Chapter 10 Week 2 - Home

This exercise is based on:

Kestilä, Elina (2006). Is There Demand for Radical Right Populism in the Finnish Electorate? Scandinavian Political Studies 29(3),169-191

You have read and answered questions about the article in the reading questions. In this exercise, as well as in the second class practical, we will analyze these data ourselves.

The data for this practical stem from the first round of the European Social Survey (ESS). This is a repeated cross-sectional survey across 32 European countries. The first round was held in 2002, and since then, subsequent rounds of data-collection are held bi- anually. More info, as well as access to all data -> www.europeansocialsurvey.org.

The raw, first round data can also be found here. The file is called ESSround1- a.sav.

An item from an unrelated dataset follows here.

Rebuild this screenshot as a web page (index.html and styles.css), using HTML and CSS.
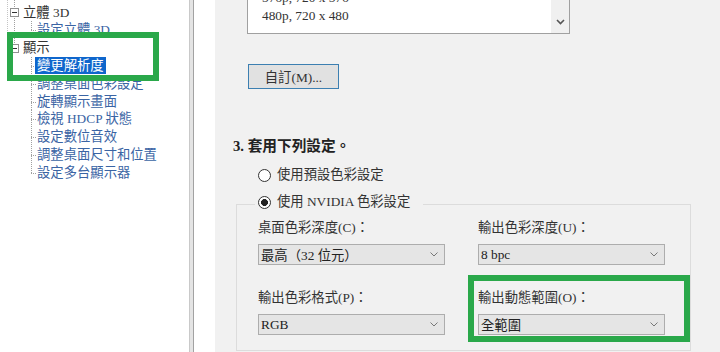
FILE: index.html
```html
<!DOCTYPE html>
<html lang="zh-Hant">
<head>
  <meta charset="UTF-8">
  <title>變更解析度</title>
  <link rel="stylesheet" href="styles.css">
</head>
<body>
  <div class="window">
    <nav class="tree">
      <div class="node root">
        <svg class="toggle" width="9" height="9" viewBox="0 0 9 9"><rect x="0.5" y="0.5" width="8" height="8" fill="#fff" stroke="#919191"/><line x1="2" y1="4.5" x2="7" y2="4.5" stroke="#333"/></svg>
        <span>立體 3D</span>
      </div>
      <div class="node child last">設定立體 3D</div>
      <div class="node root">
        <svg class="toggle" width="9" height="9" viewBox="0 0 9 9"><rect x="0.5" y="0.5" width="8" height="8" fill="#fff" stroke="#919191"/><line x1="2" y1="4.5" x2="7" y2="4.5" stroke="#333"/></svg>
        <span>顯示</span>
      </div>
      <div class="node child"><span class="selected">變更解析度</span></div>
      <div class="node child">調整桌面色彩設定</div>
      <div class="node child">旋轉顯示畫面</div>
      <div class="node child">檢視 HDCP 狀態</div>
      <div class="node child">設定數位音效</div>
      <div class="node child">調整桌面尺寸和位置</div>
      <div class="node child last">設定多台顯示器</div>
    </nav>
    <div class="splitter"></div>
    <div class="gutter"></div>

    <main class="content">
      <div class="res-list">
        <div class="res-items">
          <div class="res-item">576p, 720 x 576</div>
          <div class="res-item">480p, 720 x 480</div>
        </div>
        <div class="scroll">
          <svg width="9" height="6" viewBox="0 0 9 6"><polyline points="1,1 4.5,4.5 8,1" fill="none" stroke="#555" stroke-width="1.6"/></svg>
        </div>
      </div>

      <button class="custom-btn">自訂(M)...</button>

      <div class="step-title">3. 套用下列設定。</div>

      <div class="radio radio-first"><span class="dot"></span>使用預設色彩設定</div>

      <fieldset class="color-group">
        <legend class="radio"><span class="dot checked"></span>使用 NVIDIA 色彩設定</legend>
        <div class="settings-grid">
          <div class="field">
            <div class="field-label">桌面色彩深度(C)：</div>
            <div class="select"><span>最高（32 位元）</span><svg width="8" height="5" viewBox="0 0 8 5"><polyline points="0.5,0.5 4,4 7.5,0.5" fill="none" stroke="#777"/></svg></div>
          </div>
          <div class="field">
            <div class="field-label">輸出色彩深度(U)：</div>
            <div class="select"><span>8 bpc</span><svg width="8" height="5" viewBox="0 0 8 5"><polyline points="0.5,0.5 4,4 7.5,0.5" fill="none" stroke="#777"/></svg></div>
          </div>
          <div class="field">
            <div class="field-label">輸出色彩格式(P)：</div>
            <div class="select"><span>RGB</span><svg width="8" height="5" viewBox="0 0 8 5"><polyline points="0.5,0.5 4,4 7.5,0.5" fill="none" stroke="#777"/></svg></div>
          </div>
          <div class="field">
            <div class="field-label">輸出動態範圍(O)：</div>
            <div class="select"><span>全範圍</span><svg width="8" height="5" viewBox="0 0 8 5"><polyline points="0.5,0.5 4,4 7.5,0.5" fill="none" stroke="#777"/></svg></div>
          </div>
        </div>
      </fieldset>
    </main>
  </div>

  <div class="mark mark-tree"></div>
  <div class="mark mark-range"></div>
</body>
</html>
```

FILE: styles.css
```css
body {
  margin: 0;
  font-family: "Liberation Serif", "Noto Sans CJK TC", serif;
  font-size: 13.33px;
  color: #222;
  position: relative;
}

.window {
  display: flex;
  width: 720px;
  height: 352px;
  overflow: hidden;
}

/* left navigation tree */
.tree {
  width: 189px;
  flex-shrink: 0;
  padding-top: 3.6px;
  box-sizing: border-box;
  background:
    repeating-linear-gradient(to bottom, #a0a0a0 0 1px, transparent 1px 2px) 14px 0 / 1px 46px no-repeat,
    repeating-linear-gradient(to bottom, #c4c4c4 0 1px, transparent 1px 2px) 7px 0 / 1px 34px no-repeat,
    #fff;
}

.node {
  height: 17.8px;
  line-height: 17.8px;
  white-space: nowrap;
}

.root {
  display: flex;
  align-items: center;
  gap: 4px;
  padding-left: 10px;
  color: #333;
}

.toggle {
  display: block;
}

.child {
  padding-left: 37px;
  color: #3a64a4;
  background:
    repeating-linear-gradient(to bottom, #a0a0a0 0 1px, transparent 1px 2px) 31px 0 / 1px 100% no-repeat,
    repeating-linear-gradient(to right, #a0a0a0 0 1px, transparent 1px 2px) 31px 9px / 6px 1px no-repeat;
}

.child.last {
  background:
    repeating-linear-gradient(to bottom, #a0a0a0 0 1px, transparent 1px 2px) 31px 0 / 1px 9px no-repeat,
    repeating-linear-gradient(to right, #a0a0a0 0 1px, transparent 1px 2px) 31px 9px / 6px 1px no-repeat;
}

.selected {
  display: inline-block;
  margin-left: -2px;
  padding: 0 2px;
  line-height: 17px;
  background: #0f66cc;
  color: #fff;
}

.splitter {
  width: 3px;
  flex-shrink: 0;
  border-left: 1px solid #c9c9c9;
  border-right: 1px solid #a2a2a2;
  background: #e4e4e4;
}

.gutter {
  width: 21px;
  flex-shrink: 0;
  background: #fff;
}

/* main settings page */
.content {
  flex: 1;
  background: #f1f1f1;
}

.res-list {
  display: flex;
  width: 323px;
  margin: -12px 0 0 32px;
  box-sizing: border-box;
  border: 1px solid #a0a0a0;
  background: #fff;
}

.res-items {
  flex: 1;
  padding: 0 0 8px 14px;
}

.res-item {
  line-height: 18px;
  color: #333;
}

.scroll {
  width: 18px;
  display: flex;
  align-items: flex-end;
  justify-content: center;
  padding-bottom: 8px;
  background: #f0f0f0;
}

.custom-btn {
  display: block;
  width: 91px;
  height: 25px;
  margin: 30px 0 0 33px;
  padding: 0;
  border: 1px solid #3c7fb1;
  background: #e1e1e1;
  font: inherit;
  color: #333;
}

.step-title {
  margin: 48px 0 0 18px;
  line-height: 18px;
  font-size: 14.67px;
  font-weight: bold;
}

.radio {
  display: flex;
  align-items: center;
  gap: 6px;
  line-height: 18px;
  color: #333;
}

.radio-first {
  margin: 11px 0 0 43px;
}

.dot {
  width: 13px;
  height: 13px;
  box-sizing: border-box;
  border: 1px solid #333;
  border-radius: 50%;
  background: #fff;
}

.dot.checked {
  background: radial-gradient(circle, #222 0 3.2px, #fff 3.7px);
}

.color-group {
  width: 455px;
  margin: 9px 0 0 21px;
  padding: 4px 0 15px 18px;
  box-sizing: border-box;
  border: 1px solid #dcdcdc;
}

.color-group legend {
  padding: 0 13px 4px 3px;
}

.settings-grid {
  display: grid;
  grid-template-columns: 187px 187px;
  column-gap: 33px;
  row-gap: 24px;
  margin-left: 3px;
}

.field-label {
  line-height: 18px;
  color: #333;
}

.select {
  display: flex;
  align-items: center;
  justify-content: space-between;
  height: 21px;
  margin-top: 7px;
  padding: 0 6px 0 2px;
  box-sizing: border-box;
  border: 1px solid #adadad;
  background: #e5e5e5;
  color: #222;
}

/* annotation frames drawn over the screenshot */
.mark {
  position: absolute;
  box-sizing: border-box;
  border: 6px solid #2aa84a;
}

.mark-tree {
  left: 7px;
  top: 32px;
  width: 152px;
  height: 49px;
}

.mark-range {
  left: 468px;
  top: 275px;
  width: 222px;
  height: 67px;
}
```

This file contains data for all respondents, but only those variables are included that you will need in this exercise.

10.0.1 Question 1.a

Download the file, and import it in R. Inspect the file (no. of cases and no. of variables) to see if the file opened well.

For a description of all variables in the dataset, click here!
Variable Description
name Title of dataset
essround ESS round
edition Edition
proddate Production date
cntry Country
idno Respondent’s identification number
trstlgl Trust in the legal system
trstplc Trust in the police
trstun Trust in the United Nations
trstep Trust in the European Parliament
trstprl Trust in country’s parliament
stfhlth State of health services in country nowadays
stfedu State of education in country nowadays
stfeco How satisfied with present state of economy in country
stfgov How satisfied with the national government
stfdem How satisfied with the way democracy works in country
pltinvt Politicians interested in votes rather than peoples opinions
pltcare Politicians in general care what people like respondent think
trstplt Trust in politicians
imsmetn Allow many/few immigrants of same race/ethnic group as majority
imdfetn Allow many/few immigrants of different race/ethnic group from majority
eimrcnt Allow many/few immigrants from richer countries in Europe
eimpcnt Allow many/few immigrants from poorer countries in Europe
imrcntr Allow many/few immigrants from richer countries outside Europe
impcntr Allow many/few immigrants from poorer countries outside Europe
qfimchr Qualification for immigration: christian background
qfimwht Qualification for immigration: be white
imwgdwn Average wages/salaries generally brought down by immigrants
imhecop Immigrants harm economic prospects of the poor more than the rich
imtcjob Immigrants take jobs away in country or create new jobs
imbleco Taxes and services: immigrants take out more than they put in or less
imbgeco Immigration bad or good for country’s economy
imueclt Country’s cultural life undermined or enriched by immigrants
imwbcnt Immigrants make country worse or better place to live
imwbcrm Immigrants make country’s crime problems worse or better
imrsprc Richer countries should be responsible for accepting people from poorer countries
pplstrd Better for a country if almost everyone share customs and traditions
vrtrlg Better for a country if a variety of different religions
shrrfg Country has more than its fair share of people applying refugee status
rfgawrk People applying refugee status allowed to work while cases considered
gvrfgap Government should be generous judging applications for refugee status
rfgfrpc Most refugee applicants not in real fear of persecution own countries
rfggvfn Financial support to refugee applicants while cases considered
rfgbfml Granted refugees should be entitled to bring close family members
gndr Gender
yrbrn Year of birth
edulvl Highest level of education
eduyrs Years of full-time education completed
polintr How interested in politics
lrscale Placement on left right scale

10.0.2 Question 1.b

The ESS-file contains much more information than we need to re-analyze the paper by Kestilä. We need to reduce the number of cases to make sure our results pertain to the relevant target population.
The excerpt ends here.